■ **WHAT TO WORK ON**
Reproduce the material word for word; the images stay out.
+--
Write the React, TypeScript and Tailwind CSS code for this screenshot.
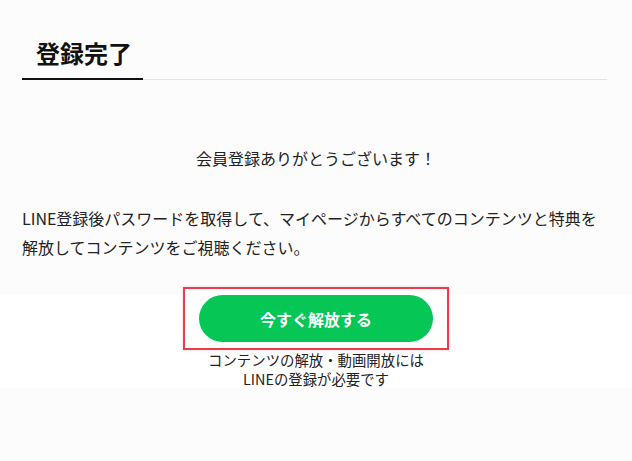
export default function App() {
  const font = { fontFamily: '"Noto Sans CJK JP", "Noto Sans", sans-serif' };
  return (
    <div className="min-h-[461px] w-full bg-[#fcfcfc] text-[#222]" style={font}>
      <div className="pt-[36px] pl-[22px] pr-[25px]">
        <div className="flex border-b border-[#e3e3e3]">
          <h1 className="-mb-px border-b-2 border-[#111] pl-[14px] pr-[11px] pb-[8px] text-[24px] font-bold leading-[34px] text-[#111]">
            登録完了
          </h1>
        </div>
      </div>
      <p className="mt-[64px] text-center text-[16px] leading-[29px]">会員登録ありがとうございます！</p>
      <p className="mt-[31px] px-[22px] text-[16px] leading-[29px]">
        LINE登録後パスワードを取得して、マイページからすべてのコンテンツと特典を解放してコンテンツをご視聴ください。
      </p>
      <div className="mt-[33px] flex flex-col items-center bg-white">
        <div className="-mt-[8px] border-2 border-[#f03a4c] bg-white px-[14px] py-[6px] shadow-[0_0_4px_rgba(0,0,0,0.12)]">
          <button className="flex h-[47px] w-[234px] items-center justify-center rounded-full bg-[#06c755] text-[16px] font-bold text-white">
            今すぐ解放する
          </button>
        </div>
        <p className="text-center text-[14.4px] leading-[19px] text-[#222]">
          コンテンツの解放・動画開放には
          <br />
          LINEの登録が必要です
        </p>
      </div>
    </div>
  );
}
+--
■ **OUTPUT**
Write the React, TypeScript and Tailwind CSS code for this screenshot.
export default function App() {
  const font = { fontFamily: '"Noto Sans CJK JP", "Noto Sans", sans-serif' };
  return (
    <div className="min-h-[461px] w-full bg-[#fcfcfc] text-[#222]" style={font}>
      <div className="pt-[36px] pl-[22px] pr-[25px]">
        <div className="flex border-b border-[#e3e3e3]">
          <h1 className="-mb-px border-b-2 border-[#111] pl-[14px] pr-[11px] pb-[8px] text-[24px] font-bold leading-[34px] text-[#111]">
            登録完了
          </h1>
        </div>
      </div>
      <p className="mt-[64px] text-center text-[16px] leading-[29px]">会員登録ありがとうございます！</p>
      <p className="mt-[31px] px-[22px] text-[16px] leading-[29px]">
        LINE登録後パスワードを取得して、マイページからすべてのコンテンツと特典を解放してコンテンツをご視聴ください。
      </p>
      <div className="mt-[33px] flex flex-col items-center bg-white">
        <div className="-mt-[8px] border-2 border-[#f03a4c] bg-white px-[14px] py-[6px] shadow-[0_0_4px_rgba(0,0,0,0.12)]">
          <button className="flex h-[47px] w-[234px] items-center justify-center rounded-full bg-[#06c755] text-[16px] font-bold text-white">
            今すぐ解放する
          </button>
        </div>
        <p className="text-center text-[14.4px] leading-[19px] text-[#222]">
          コンテンツの解放・動画開放には
          <br />
          LINEの登録が必要です
        </p>
      </div>
    </div>
  );
}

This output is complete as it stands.